Filled with raw, imagistic, sometimes smutty vignettes set to entrancing, slowburn pop songs, band leader Greg Gonzalez captures every emotion a romantic arc inspires.
But where previous albums have drawn from an amalgam of relationships, for the most part, ‘X’s’ centralizes on just one relationship that spanned four years.
“The record feels brutal,” admits Gonzalez. “I could sit and talk about this loss to someone, but that wouldn’t scratch the surface. I have to really write about it, sing about it, have the music, and then I can start to analyze and learn from it. Or just relive it—in a good way. I don’t have that Eternal Sunshine-thing of wanting to forget.”
While continuing to observe classic pop song structures, Gonzalez has moved away from the prior sonic touchstones of the ‘50s and ‘60s, finding himself now drawn to a ‘70s/’80s slow dance.
While (in typical Cigarettes style) these changes may be subtle, the overall resulting energy is akin to disco ball-refracted tears on the dance floor.
Today also marks the release of the record’s first single, “Tejano Blue”, a nod to the music of bandleader Greg Gonzalez’s Texas childhood, resulting in the most instantly memorable version (and liveliest tempo) yet of the band’s signature sensual, timeless, love songs.
Gonzalez explains: “I grew up in El Paso & Tejano music is huge there. You could go to a lot of the bars in the city & hear artists like Selena, Los Ángeles Azules & La Mafia playing over the speakers. It was in the atmosphere around me back then, but I always rejected it & gravitated towards anything else I was attracted to really.”

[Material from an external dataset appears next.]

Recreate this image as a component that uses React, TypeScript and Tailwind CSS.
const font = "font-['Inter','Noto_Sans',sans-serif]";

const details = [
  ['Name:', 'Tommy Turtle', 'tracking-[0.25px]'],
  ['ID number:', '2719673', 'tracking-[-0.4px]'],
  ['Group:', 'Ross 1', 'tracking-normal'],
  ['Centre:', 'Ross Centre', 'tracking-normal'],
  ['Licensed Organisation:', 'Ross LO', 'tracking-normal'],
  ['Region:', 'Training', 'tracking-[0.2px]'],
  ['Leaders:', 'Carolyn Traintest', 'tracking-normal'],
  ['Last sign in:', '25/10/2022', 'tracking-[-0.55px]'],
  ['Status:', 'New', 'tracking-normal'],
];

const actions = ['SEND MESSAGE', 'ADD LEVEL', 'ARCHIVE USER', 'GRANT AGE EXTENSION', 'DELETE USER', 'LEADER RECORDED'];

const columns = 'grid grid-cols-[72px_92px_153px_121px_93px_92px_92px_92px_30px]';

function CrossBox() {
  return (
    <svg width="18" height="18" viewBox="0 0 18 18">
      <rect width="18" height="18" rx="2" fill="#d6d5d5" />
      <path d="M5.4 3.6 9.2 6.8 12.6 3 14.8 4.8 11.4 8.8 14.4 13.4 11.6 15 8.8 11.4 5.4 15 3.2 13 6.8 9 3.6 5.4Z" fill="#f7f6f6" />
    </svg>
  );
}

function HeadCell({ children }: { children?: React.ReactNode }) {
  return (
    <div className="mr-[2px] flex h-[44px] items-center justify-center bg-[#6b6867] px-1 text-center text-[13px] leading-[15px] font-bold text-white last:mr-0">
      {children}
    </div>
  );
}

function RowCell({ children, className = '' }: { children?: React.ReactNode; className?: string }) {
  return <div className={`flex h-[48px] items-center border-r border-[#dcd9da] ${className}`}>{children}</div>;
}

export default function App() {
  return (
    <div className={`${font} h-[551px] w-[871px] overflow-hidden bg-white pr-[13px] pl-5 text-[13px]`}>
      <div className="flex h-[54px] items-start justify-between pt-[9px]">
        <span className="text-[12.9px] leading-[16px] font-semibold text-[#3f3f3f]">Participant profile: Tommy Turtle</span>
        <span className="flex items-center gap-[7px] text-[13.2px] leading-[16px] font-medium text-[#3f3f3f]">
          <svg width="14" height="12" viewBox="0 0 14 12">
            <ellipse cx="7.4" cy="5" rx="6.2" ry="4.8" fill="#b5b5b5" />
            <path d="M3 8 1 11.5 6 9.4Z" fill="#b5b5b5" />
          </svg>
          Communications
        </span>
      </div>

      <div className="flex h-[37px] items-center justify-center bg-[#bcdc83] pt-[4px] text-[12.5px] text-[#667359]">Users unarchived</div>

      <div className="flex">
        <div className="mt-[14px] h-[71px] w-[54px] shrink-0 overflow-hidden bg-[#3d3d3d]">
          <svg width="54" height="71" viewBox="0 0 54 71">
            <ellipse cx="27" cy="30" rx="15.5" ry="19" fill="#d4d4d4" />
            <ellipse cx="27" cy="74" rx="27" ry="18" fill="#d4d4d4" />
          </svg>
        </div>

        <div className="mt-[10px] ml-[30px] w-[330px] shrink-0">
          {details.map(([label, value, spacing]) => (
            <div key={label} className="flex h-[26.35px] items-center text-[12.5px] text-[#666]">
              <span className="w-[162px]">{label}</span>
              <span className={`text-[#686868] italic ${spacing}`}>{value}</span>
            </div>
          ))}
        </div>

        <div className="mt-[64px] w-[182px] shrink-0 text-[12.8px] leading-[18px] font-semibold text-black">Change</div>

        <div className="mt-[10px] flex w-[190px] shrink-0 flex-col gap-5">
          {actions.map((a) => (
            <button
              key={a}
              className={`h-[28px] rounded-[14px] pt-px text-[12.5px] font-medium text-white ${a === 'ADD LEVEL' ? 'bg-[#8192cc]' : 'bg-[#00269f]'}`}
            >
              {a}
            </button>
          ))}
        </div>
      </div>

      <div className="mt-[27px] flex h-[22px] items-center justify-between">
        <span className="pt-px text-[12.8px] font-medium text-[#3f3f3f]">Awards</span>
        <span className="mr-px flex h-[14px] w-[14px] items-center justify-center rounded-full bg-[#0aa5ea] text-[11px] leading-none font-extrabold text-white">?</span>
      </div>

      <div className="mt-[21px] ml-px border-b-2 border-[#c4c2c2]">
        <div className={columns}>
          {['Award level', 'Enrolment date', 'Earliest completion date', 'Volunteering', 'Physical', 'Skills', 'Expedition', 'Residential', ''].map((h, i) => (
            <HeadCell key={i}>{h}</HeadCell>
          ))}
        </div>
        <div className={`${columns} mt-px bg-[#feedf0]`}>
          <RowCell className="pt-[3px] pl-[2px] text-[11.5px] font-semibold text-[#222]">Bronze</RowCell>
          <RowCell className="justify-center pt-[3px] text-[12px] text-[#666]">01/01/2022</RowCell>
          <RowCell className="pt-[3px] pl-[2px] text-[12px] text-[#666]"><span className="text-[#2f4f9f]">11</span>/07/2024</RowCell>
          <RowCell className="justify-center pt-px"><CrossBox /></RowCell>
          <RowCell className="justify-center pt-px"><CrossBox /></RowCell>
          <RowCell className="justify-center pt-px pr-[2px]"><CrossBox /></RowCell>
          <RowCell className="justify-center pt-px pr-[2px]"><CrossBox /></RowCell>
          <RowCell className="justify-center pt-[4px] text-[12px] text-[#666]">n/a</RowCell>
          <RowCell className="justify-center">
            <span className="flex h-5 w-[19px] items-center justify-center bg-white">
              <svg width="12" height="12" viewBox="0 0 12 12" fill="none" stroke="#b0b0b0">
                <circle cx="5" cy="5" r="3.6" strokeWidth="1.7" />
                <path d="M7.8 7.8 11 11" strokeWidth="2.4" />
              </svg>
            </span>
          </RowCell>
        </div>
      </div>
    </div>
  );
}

“Years later when I was living in New York City I finally started listening to Selena’s ‘Como La Flor’ at the same time that I was also listening to a lot of Cocteau Twins. I had the idea then to try to combine both of their sounds somehow, which felt a bit strange, but also felt like it was coming from a genuine place of rediscovering & finally connecting with the music that I heard around me in my youth.”
For Gonzalez, preservation, catharsis, and deep self-reflection are absolutely essential to his process and his art. “It was such an intense experience and really beautiful while it lasted,” explains Gonzalez. “It’s about romance, but it’s also about who I was in that moment. How did I navigate these situations? What did I do?
That’s the painful thing: you’re seeing yourself back then.”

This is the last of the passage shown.